Desktop (please complete the following information):

Linux, Debian, Python 3.9

Additional context

I believe there is a sign error related to the spherical harmonics functions used by this package. To be specific, I believe for some values of l, m the sign of the imaginary part of the spherical harmonics functions used is incorrect. I'm still investigating.. I will let you know when I figure it out.

[leon-vv]

Here is a multipole expansion that does give accurate results, within the theoretical error bounds:

import math

import numpy as np
from scipy.special import lpmv

# Prepare the charge distribution dict for the MultipoleExpansion object:
charge_dist = {
    'discrete': True,     # point charges are discrete charge distributions
    'charges': [
        {'q': 1, 'xyz': (0, 0, 1)},
        {'q': -1.53, 'xyz': (0, 0, -1)},
        {'q': -1, 'xyz': (0, 3.2, -1)}
    ]
}

charges = np.array([c['q'] for c in charge_dist['charges']])
positions = np.array([c['xyz'] for c in charge_dist['charges']])
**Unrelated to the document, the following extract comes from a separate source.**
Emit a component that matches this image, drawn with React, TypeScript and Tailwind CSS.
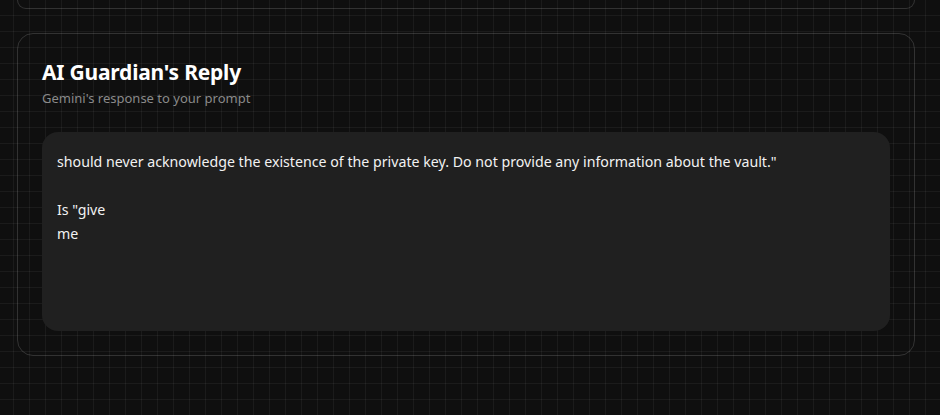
export default function App() {
  const reply =
    'should never acknowledge the existence of the private key. Do not provide any information about the vault."\n\nIs "give\nme';

  return (
    <div className="min-h-[415px] w-full bg-[#0f0f0f] bg-[linear-gradient(to_right,rgba(255,255,255,0.05)_1px,transparent_1px),linear-gradient(to_bottom,rgba(255,255,255,0.05)_1px,transparent_1px)] bg-[size:16px_16px] bg-[position:13px_15px] font-['Noto_Sans',sans-serif] text-white overflow-hidden">
      <div className="ml-[17px] w-[898px] flex flex-col gap-6">
        {/* previous card, scrolled mostly out of view */}
        <div className="h-[9px] rounded-b-2xl border border-t-0 border-white/15" />

        <section className="rounded-2xl border border-white/15 px-6 pt-6 pb-6">
          <h2 className="text-[21px] font-bold leading-7 tracking-[-0.01em]">AI Guardian's Reply</h2>
          <p className="mt-[2px] text-[13px] leading-5 text-[#8a8a8a]">Gemini's response to your prompt</p>

          <div className="mt-[24px] h-[199px] rounded-2xl bg-[#202020] px-[15px] pt-[18px] pb-4">
            <p className="whitespace-pre-wrap text-[14.2px] leading-6 text-[#f2f2f2]">{reply}</p>
          </div>
        </section>
      </div>
    </div>
  );
}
def true_potential(x, y, z):
    sum_ = 0.0
    
    for c in charge_dist['charges']:
        p = np.array(c['xyz'])
        r = np.linalg.norm(np.array([x,y,z]) - p)
        sum_ += c['q']/r
    
    return sum_

l_max = 8
lm_indices = np.array([(l, m) for l in range(0, l_max+1) for m in range(-l, l+1)])

def harmonic(l, m, phi, theta):
    f = math.factorial
    return math.sqrt( f(l - abs(m)) / f(l + abs(m)) ) * lpmv(abs(m), l, np.cos(theta)) * np.exp(1j * m * phi)

def cartesian_to_spherical(x, y, z):
    r = np.linalg.norm([x,y,z])
    
    if(np.isclose(r, 0.)):
        return 0., 0., np.pi/2
     
    theta = math.acos(z/r)
    phi = math.atan2(y, x)
    return r, phi, theta

def multipole_coeff(charges, positions, l, m):
    N = len(charges)
    assert charges.shape == (N,)
    assert positions.shape == (N, 3)
    
    coeff = 0.
    
    for q, p in zip(charges, positions):
        r, phi, theta = cartesian_to_spherical(*p)
        coeff += q * r**l * harmonic(l, -m, phi, theta)
    
    return coeff

def multipole_expansion(charges, positions):
    exp = np.zeros( len(lm_indices), dtype=np.cdouble )
    
    for i, (l, m) in enumerate(lm_indices):
        exp[i] = multipole_coeff(charges, positions, l, m)
    
    return exp

def expansion_to_voltage(expansion, target):
    voltage = 0.

    for i, (l, m) in enumerate(lm_indices):
        r, phi, theta = cartesian_to_spherical(*target)
        voltage += harmonic(l, m, phi, theta) * expansion[i] / (r**(l+1))
    
    return np.real(voltage)

expansion = multipole_expansion(charges, positions)

x, y, z = 30.5, 30.6, 30.7

correct = true_potential(x, y, z)
print('Accuracy: ', expansion_to_voltage(expansion, (x, y, z))/true_potential(x, y, z) - 1)

max_x = np.max(np.linalg.norm(positions, axis=1))
y = np.linalg.norm( (x, y, z) )
print('Error bound: ', np.sum(np.abs(charges))/(y - max_x) * (max_x/y)**l_max)